**Data section**.
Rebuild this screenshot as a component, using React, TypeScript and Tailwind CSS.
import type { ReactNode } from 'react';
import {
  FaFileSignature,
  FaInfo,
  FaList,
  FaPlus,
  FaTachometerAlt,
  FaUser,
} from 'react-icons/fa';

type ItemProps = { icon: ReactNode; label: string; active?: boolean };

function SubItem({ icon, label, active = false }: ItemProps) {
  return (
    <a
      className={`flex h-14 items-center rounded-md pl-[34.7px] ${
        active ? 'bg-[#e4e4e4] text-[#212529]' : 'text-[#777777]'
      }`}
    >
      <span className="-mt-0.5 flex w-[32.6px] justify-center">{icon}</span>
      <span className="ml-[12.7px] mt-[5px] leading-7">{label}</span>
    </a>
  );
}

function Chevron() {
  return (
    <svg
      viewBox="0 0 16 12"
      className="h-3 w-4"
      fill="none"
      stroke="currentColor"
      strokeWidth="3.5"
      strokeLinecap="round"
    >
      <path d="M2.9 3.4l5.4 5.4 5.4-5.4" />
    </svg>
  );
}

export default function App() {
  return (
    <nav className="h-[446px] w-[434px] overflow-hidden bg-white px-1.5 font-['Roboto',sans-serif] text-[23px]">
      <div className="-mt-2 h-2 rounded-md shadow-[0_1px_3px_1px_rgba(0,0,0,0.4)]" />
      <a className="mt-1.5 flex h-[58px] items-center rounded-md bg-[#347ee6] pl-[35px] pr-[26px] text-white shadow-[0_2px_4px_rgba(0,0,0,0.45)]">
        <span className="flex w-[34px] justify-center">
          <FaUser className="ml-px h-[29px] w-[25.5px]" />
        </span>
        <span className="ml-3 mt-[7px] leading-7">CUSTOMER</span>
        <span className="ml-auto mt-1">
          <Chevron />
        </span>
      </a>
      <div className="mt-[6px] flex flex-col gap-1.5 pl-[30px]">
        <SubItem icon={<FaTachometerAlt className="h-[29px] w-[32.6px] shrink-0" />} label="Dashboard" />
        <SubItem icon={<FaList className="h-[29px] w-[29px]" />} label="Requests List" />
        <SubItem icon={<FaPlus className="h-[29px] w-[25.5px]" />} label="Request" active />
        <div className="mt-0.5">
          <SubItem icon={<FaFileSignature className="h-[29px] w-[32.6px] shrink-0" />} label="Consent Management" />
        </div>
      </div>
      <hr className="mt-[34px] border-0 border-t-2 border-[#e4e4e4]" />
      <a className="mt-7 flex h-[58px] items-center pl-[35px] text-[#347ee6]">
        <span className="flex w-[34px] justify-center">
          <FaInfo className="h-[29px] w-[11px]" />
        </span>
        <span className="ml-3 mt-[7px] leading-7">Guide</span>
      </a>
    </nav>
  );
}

**Directions**. Type out all of the material again, word for word.

**Exercise response**.
Rebuild this screenshot as a component, using React, TypeScript and Tailwind CSS.
import type { ReactNode } from 'react';
import {
  FaFileSignature,
  FaInfo,
  FaList,
  FaPlus,
  FaTachometerAlt,
  FaUser,
} from 'react-icons/fa';

type ItemProps = { icon: ReactNode; label: string; active?: boolean };

function SubItem({ icon, label, active = false }: ItemProps) {
  return (
    <a
      className={`flex h-14 items-center rounded-md pl-[34.7px] ${
        active ? 'bg-[#e4e4e4] text-[#212529]' : 'text-[#777777]'
      }`}
    >
      <span className="-mt-0.5 flex w-[32.6px] justify-center">{icon}</span>
      <span className="ml-[12.7px] mt-[5px] leading-7">{label}</span>
    </a>
  );
}

function Chevron() {
  return (
    <svg
      viewBox="0 0 16 12"
      className="h-3 w-4"
      fill="none"
      stroke="currentColor"
      strokeWidth="3.5"
      strokeLinecap="round"
    >
      <path d="M2.9 3.4l5.4 5.4 5.4-5.4" />
    </svg>
  );
}

export default function App() {
  return (
    <nav className="h-[446px] w-[434px] overflow-hidden bg-white px-1.5 font-['Roboto',sans-serif] text-[23px]">
      <div className="-mt-2 h-2 rounded-md shadow-[0_1px_3px_1px_rgba(0,0,0,0.4)]" />
      <a className="mt-1.5 flex h-[58px] items-center rounded-md bg-[#347ee6] pl-[35px] pr-[26px] text-white shadow-[0_2px_4px_rgba(0,0,0,0.45)]">
        <span className="flex w-[34px] justify-center">
          <FaUser className="ml-px h-[29px] w-[25.5px]" />
        </span>
        <span className="ml-3 mt-[7px] leading-7">CUSTOMER</span>
        <span className="ml-auto mt-1">
          <Chevron />
        </span>
      </a>
      <div className="mt-[6px] flex flex-col gap-1.5 pl-[30px]">
        <SubItem icon={<FaTachometerAlt className="h-[29px] w-[32.6px] shrink-0" />} label="Dashboard" />
        <SubItem icon={<FaList className="h-[29px] w-[29px]" />} label="Requests List" />
        <SubItem icon={<FaPlus className="h-[29px] w-[25.5px]" />} label="Request" active />
        <div className="mt-0.5">
          <SubItem icon={<FaFileSignature className="h-[29px] w-[32.6px] shrink-0" />} label="Consent Management" />
        </div>
      </div>
      <hr className="mt-[34px] border-0 border-t-2 border-[#e4e4e4]" />
      <a className="mt-7 flex h-[58px] items-center pl-[35px] text-[#347ee6]">
        <span className="flex w-[34px] justify-center">
          <FaInfo className="h-[29px] w-[11px]" />
        </span>
        <span className="ml-3 mt-[7px] leading-7">Guide</span>
      </a>
    </nav>
  );
}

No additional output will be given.